Records for this task:

##############################

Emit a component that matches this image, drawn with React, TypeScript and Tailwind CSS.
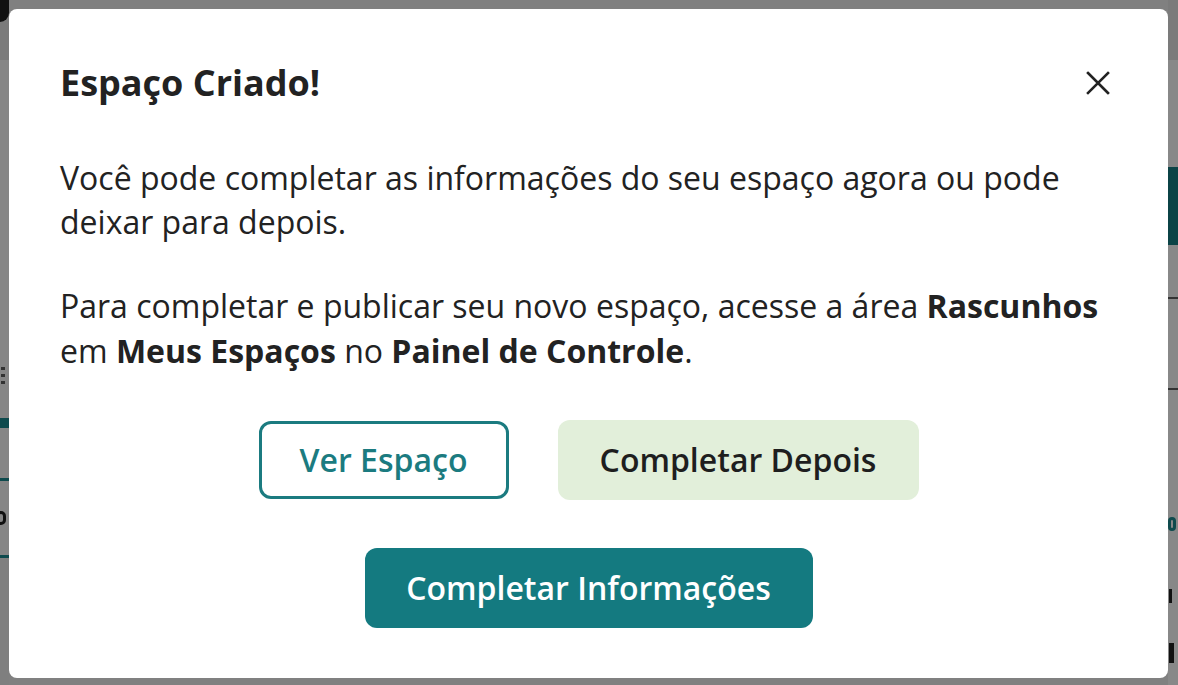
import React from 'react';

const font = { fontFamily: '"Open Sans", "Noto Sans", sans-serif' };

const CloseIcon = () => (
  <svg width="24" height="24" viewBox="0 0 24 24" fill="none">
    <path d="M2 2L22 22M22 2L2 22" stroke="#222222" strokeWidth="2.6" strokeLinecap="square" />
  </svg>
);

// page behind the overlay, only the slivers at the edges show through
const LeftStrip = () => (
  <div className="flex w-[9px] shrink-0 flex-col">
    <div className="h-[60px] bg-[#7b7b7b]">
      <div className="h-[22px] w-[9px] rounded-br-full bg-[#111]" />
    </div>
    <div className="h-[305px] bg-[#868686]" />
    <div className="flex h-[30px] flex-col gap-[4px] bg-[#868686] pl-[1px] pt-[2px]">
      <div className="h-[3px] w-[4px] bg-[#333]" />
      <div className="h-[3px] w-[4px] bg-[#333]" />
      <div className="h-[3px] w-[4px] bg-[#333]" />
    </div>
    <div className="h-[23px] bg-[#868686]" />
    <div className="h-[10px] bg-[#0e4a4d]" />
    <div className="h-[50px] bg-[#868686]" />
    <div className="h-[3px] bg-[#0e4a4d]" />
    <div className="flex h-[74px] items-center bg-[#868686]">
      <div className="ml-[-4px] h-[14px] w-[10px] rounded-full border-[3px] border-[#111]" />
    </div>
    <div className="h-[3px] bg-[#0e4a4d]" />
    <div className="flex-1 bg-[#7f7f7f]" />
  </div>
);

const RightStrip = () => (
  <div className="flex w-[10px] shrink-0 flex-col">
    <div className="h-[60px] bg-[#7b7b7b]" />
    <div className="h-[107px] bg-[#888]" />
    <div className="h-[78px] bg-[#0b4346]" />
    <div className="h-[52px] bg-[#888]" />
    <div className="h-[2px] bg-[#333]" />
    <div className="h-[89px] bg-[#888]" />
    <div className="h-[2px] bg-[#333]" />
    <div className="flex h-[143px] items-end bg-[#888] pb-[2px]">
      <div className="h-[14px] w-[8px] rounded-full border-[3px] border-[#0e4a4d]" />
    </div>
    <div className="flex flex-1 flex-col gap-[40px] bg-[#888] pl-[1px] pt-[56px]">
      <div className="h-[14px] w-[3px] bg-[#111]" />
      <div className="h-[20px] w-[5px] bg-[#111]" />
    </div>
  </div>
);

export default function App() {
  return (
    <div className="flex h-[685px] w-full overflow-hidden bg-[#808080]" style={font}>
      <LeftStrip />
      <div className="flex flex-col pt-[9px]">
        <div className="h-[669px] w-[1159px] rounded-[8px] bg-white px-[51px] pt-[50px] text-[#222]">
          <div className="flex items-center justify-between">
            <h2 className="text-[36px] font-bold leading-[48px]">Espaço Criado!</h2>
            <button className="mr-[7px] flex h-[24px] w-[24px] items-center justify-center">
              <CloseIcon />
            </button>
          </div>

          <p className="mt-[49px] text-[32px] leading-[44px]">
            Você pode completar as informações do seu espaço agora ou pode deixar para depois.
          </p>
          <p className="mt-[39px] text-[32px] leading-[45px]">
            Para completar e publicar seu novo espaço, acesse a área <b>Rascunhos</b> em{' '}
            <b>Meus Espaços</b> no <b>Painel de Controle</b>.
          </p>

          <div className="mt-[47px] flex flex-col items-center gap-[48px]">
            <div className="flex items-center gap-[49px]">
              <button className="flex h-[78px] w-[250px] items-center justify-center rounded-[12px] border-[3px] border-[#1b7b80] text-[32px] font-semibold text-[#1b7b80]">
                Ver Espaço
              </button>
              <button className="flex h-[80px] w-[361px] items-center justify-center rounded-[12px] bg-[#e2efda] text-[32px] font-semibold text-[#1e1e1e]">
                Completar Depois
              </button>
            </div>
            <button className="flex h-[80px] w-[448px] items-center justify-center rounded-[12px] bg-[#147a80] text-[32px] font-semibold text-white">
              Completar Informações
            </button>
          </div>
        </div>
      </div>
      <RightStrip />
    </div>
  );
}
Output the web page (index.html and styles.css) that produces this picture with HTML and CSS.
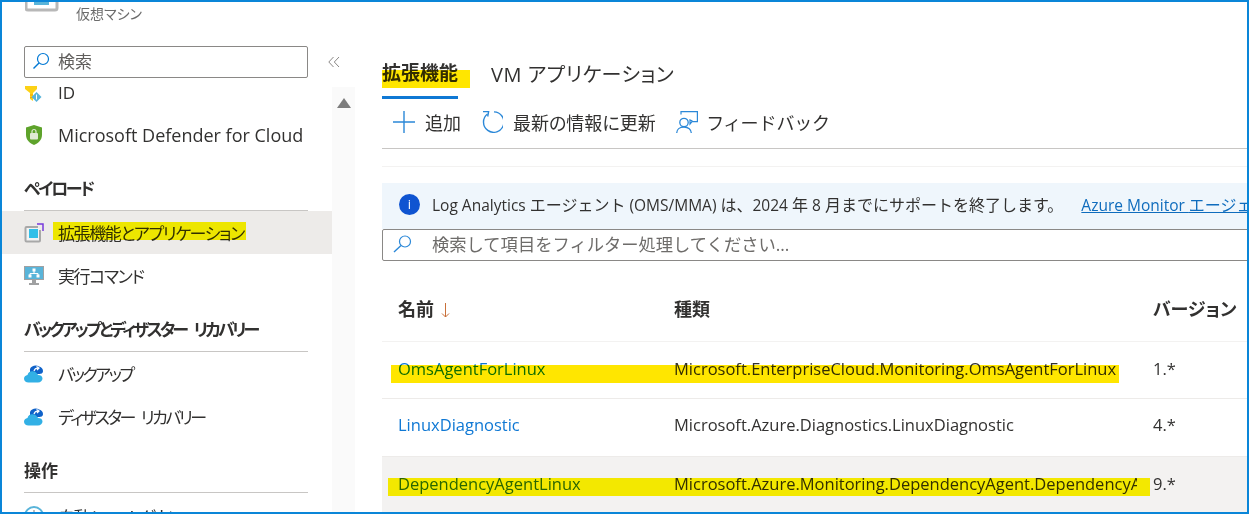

##############################

Using the records above, copy every line that has the word "with" in it.

Emit a component that matches this image, drawn with React, TypeScript and Tailwind CSS.
Output the web page (index.html and styles.css) that produces this picture with HTML and CSS.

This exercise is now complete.